Let’s be clear: renamed streets and improved functioning of a post-earthquake city came at a cost. The mayor and Board of Supervisors were rife with graft, and the months following the earthquake was a bonanza of under-the-table licenses and corruption charges. A mayor that was looking for kickbacks and an array of opportunists seeking to take advantage of a city whose social order had been disoriented, whose terra firma had literally been ripped apart, eventually left office.
And it feels this way again, and sometimes I don’t know if the demand for the Mission District is as urgent as the real estate agents make it to be or if they need us to believe the value that they’ve created, because as soon as the lie gets out of hand, the spinning earth wobbles. Is the value of the real estate what a lot of people will pay, or just one person will pay? If value is just the ceiling of what impulsive or frazzled folks with money will pay, not the floor where most folks feel comfortable, then the Mission is still paved in gold for the builders of high-rise apartments, and it makes perfect sense that they name their $5000 a month condos after the unit of measurement of Spanish land grants, as if to underscore that everyone has a role in turning the Mexican sheep farm into an Italian vegetable garden and then into glass-and-steel flat-front structures that feed into transit for occupants to go to work and make profit that they spend on selvage jeans or limited-construction shirts or oysters or first edition books.

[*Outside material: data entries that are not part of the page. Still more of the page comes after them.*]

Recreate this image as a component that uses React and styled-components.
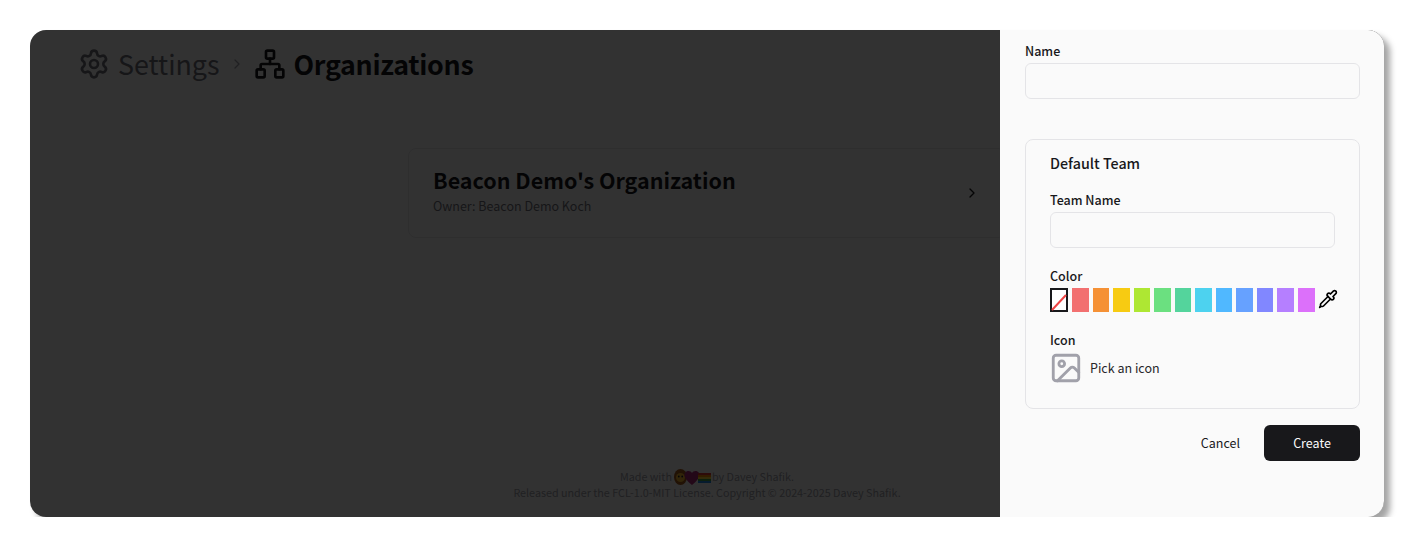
import React from "react";
import styled, { createGlobalStyle } from "styled-components";
import { Settings, Network, ChevronRight, Pipette, Image as ImageIcon } from "lucide-react";

const Global = createGlobalStyle`
  html, body { margin: 0; padding: 0; background: #fff; }
  body { padding: 30px 42px 0 30px; font-family: "Noto Sans CJK SC", "Noto Sans", sans-serif; color: #18181b; }
  * { box-sizing: border-box; }
`;

const Frame = styled.div`
  position: relative;
  height: 487px;
  border-radius: 16px;
  background: #fafafa;
  box-shadow: 6px 6px 6px rgba(0, 0, 0, 0.36);
`;
const Clip = styled.div`
  position: relative;
  height: 100%;
  border-radius: 16px;
  overflow: hidden;
`;
const Page = styled.div`
  height: 100%;
  display: flex;
  flex-direction: column;
  align-items: center;
  padding: 14px 0 16px;
`;
const Crumbs = styled.header`
  align-self: flex-start;
  display: flex;
  align-items: center;
  height: 40px;
  margin-left: 48px;
  font-size: 26.8px;
  line-height: 40px;
`;
const CrumbMuted = styled.span`
  color: #71717a;
  margin-left: 8px;
`;
const CrumbStrong = styled.span`
  font-weight: 600;
  letter-spacing: -0.3px;
  margin-left: 8px;
  color: #18181b;
`;
const Sep = styled.span`
  display: flex;
  margin: 0 9px;
  color: #a1a1aa;
`;
const OrgCard = styled.div`
  width: 598px;
  height: 90px;
  margin-top: 64px;
  padding: 0 24px;
  display: flex;
  align-items: center;
  justify-content: space-between;
  border: 1px solid #e4e4e7;
  border-radius: 8px;
`;
const OrgInfo = styled.div`
  padding-bottom: 5px;
`;
const OrgTitle = styled.div`
  font-size: 21.5px;
  line-height: 30px;
  font-weight: 700;
`;
const OrgOwner = styled.div`
  margin-top: 1px;
  font-size: 12.5px;
  line-height: 20px;
  color: #71717a;
`;
const OrgChevron = styled.span`
  display: flex;
  margin-right: 1px;
  color: #18181b;
`;
const Footer = styled.footer`
  margin-top: auto;
  text-align: center;
  font-size: 10.75px;
  line-height: 16px;
  color: #a1a1aa;
`;
const Emojis = styled.svg`
  display: inline-block;
  vertical-align: -4px;
  margin: 0 0 0 2px;
`;
const Overlay = styled.div`
  position: absolute;
  inset: 0;
  background: rgba(0, 0, 0, 0.8);
`;
const Drawer = styled.aside`
  position: absolute;
  top: 0;
  right: 0;
  bottom: 0;
  width: 384px;
  padding: 13px 24px 0 25px;
  background: #fafafa;
  display: flex;
  flex-direction: column;
`;
const Label = styled.label`
  display: block;
  font-size: 12.5px;
  line-height: 16px;
  font-weight: 500;
  color: #18181b;
  height: 20px;
`;
const Input = styled.input`
  display: block;
  width: 100%;
  height: 36px;
  border: 1px solid #e4e4e7;
  border-radius: 6px;
  background: transparent;
  outline: none;
`;
const Fieldset = styled.section`
  margin-top: 40px;
  height: 270px;
  padding: 16px 24px 0;
  border: 1px solid #e4e4e7;
  border-radius: 8px;
`;
const Legend = styled.h3`
  margin: -1px 0 21px;
  font-size: 14.3px;
  line-height: 16px;
  font-weight: 500;
`;
const Field = styled.div`
  margin-bottom: ${(p) => p.$gap}px;
`;
const Swatches = styled.div`
  display: flex;
  align-items: center;
  gap: 4px;
  height: 24px;
`;
const Swatch = styled.span`
  flex: none;
  width: 16.55px;
  height: 24px;
  background: ${(p) => p.$color};
`;
const NoColor = styled.svg`
  flex: none;
  width: 18px;
  height: 24px;
  display: block;
`;
const Dropper = styled.span`
  flex: none;
  display: flex;
  margin: 0 0 2px -1px;
  color: #000;
`;
const IconPicker = styled.div`
  display: flex;
  align-items: center;
  gap: 7px;
  height: 32px;
  font-size: 12.5px;
  color: #27272a;
`;
const IconBox = styled.span`
  display: flex;
  margin-left: -1px;
  color: #a1a1aa;
`;
const PickText = styled.span`
  margin-top: -2px;
`;
const Actions = styled.div`
  display: flex;
  justify-content: flex-end;
  align-items: center;
  gap: 24px;
  margin-top: 16px;
`;
const CancelButton = styled.button`
  padding: 0;
  border: 0;
  background: none;
  font: inherit;
  font-size: 12.5px;
  line-height: 36px;
  color: #18181b;
`;
const CreateButton = styled.button`
  width: 96px;
  height: 36px;
  padding: 0 0 2px;
  border: 0;
  border-radius: 6px;
  background: #18181b;
  color: #fafafa;
  font: inherit;
  font-size: 12.5px;
`;

const colors = ["#f27070", "#f59135", "#f7cb12", "#aee733", "#6be080", "#54d49c", "#4dd2ef", "#50b8ff", "#66a1ff", "#8187ff", "#b57fff", "#dc70fa"];

export default function App() {
  return (
    <>
      <Global />
      <Frame>
        <Clip>
          <Page>
            <Crumbs>
              <Settings size={32} strokeWidth={2} color="#71717a" />
              <CrumbMuted>Settings</CrumbMuted>
              <Sep><ChevronRight size={16} /></Sep>
              <Network size={32} strokeWidth={2} color="#18181b" />
              <CrumbStrong>Organizations</CrumbStrong>
            </Crumbs>
            <OrgCard>
              <OrgInfo>
                <OrgTitle>Beacon Demo's Organization</OrgTitle>
                <OrgOwner>Owner: Beacon Demo Koch</OrgOwner>
              </OrgInfo>
              <OrgChevron><ChevronRight size={16} /></OrgChevron>
            </OrgCard>
            <Footer>
              <div>
                Made with
                <Emojis width="38" height="16" viewBox="0 0 38 16">
                  <ellipse cx="6.500" cy="8" rx="6.500" ry="8" fill="#a5591a" />
                  <circle cx="6.500" cy="8.500" r="4.500" fill="#f7b733" />
                  <circle cx="4.800" cy="7.500" r="0.900" fill="#222" />
                  <circle cx="8.200" cy="7.500" r="0.900" fill="#222" />
                  <path d="M11 4c2-3 6-2 7 0 1-2 5-3 7 0 2 3.500-2 8-7 12C13 12 9 7.500 11 4z" fill="#b02a78" />
                  <rect x="24" y="4" width="13" height="2" fill="#e53935" />
                  <rect x="24" y="6" width="13" height="2" fill="#fb8c00" />
                  <rect x="24" y="8" width="13" height="2" fill="#fdd835" />
                  <rect x="24" y="10" width="13" height="2" fill="#43a047" />
                  <rect x="24" y="12" width="13" height="2" fill="#1e88e5" />
                </Emojis>
                by Davey Shafik.
              </div>
              <div>Released under the FCL-1.0-MIT License. Copyright © 2024-2025 Davey Shafik.</div>
            </Footer>
          </Page>
          <Overlay />
          <Drawer>
            <Label>Name</Label>
            <Input />
            <Fieldset>
              <Legend>Default Team</Legend>
              <Field $gap={20}>
                <Label>Team Name</Label>
                <Input />
              </Field>
              <Field $gap={20}>
                <Label>Color</Label>
                <Swatches>
                  <NoColor viewBox="0 0 18 24">
                    <rect x="1" y="1" width="16" height="22" fill="#fff" stroke="#18181b" strokeWidth="2" />
                    <line x1="2" y1="22" x2="16" y2="7" stroke="#ef4444" strokeWidth="2" />
                  </NoColor>
                  {colors.map((c) => <Swatch key={c} $color={c} />)}
                  <Dropper><Pipette size={20} /></Dropper>
                </Swatches>
              </Field>
              <Field $gap={0}>
                <Label>Icon</Label>
                <IconPicker>
                  <IconBox><ImageIcon size={34} strokeWidth={2} /></IconBox>
                  <PickText>Pick an icon</PickText>
                </IconPicker>
              </Field>
            </Fieldset>
            <Actions>
              <CancelButton>Cancel</CancelButton>
              <CreateButton>Create</CreateButton>
            </Actions>
          </Drawer>
        </Clip>
      </Frame>
    </>
  );
}
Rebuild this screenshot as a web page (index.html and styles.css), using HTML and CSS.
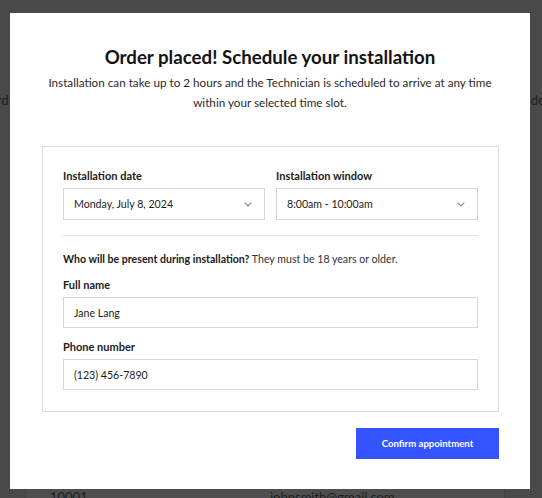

I have one more piece of evidence to ponder in wondering if we have really changed at all. It is beards and chops. It is great big wings of hair affixed the face of a white dude who really, really has something to say to you.
See, he has a heart of gold and wants to help you. Not unlike the bearded hipster who wants you to have a green detox juice from his bicycle cart or to smell the coffee in his gold filter while he tells you about the terroir. The past has gone absolutely nowhere.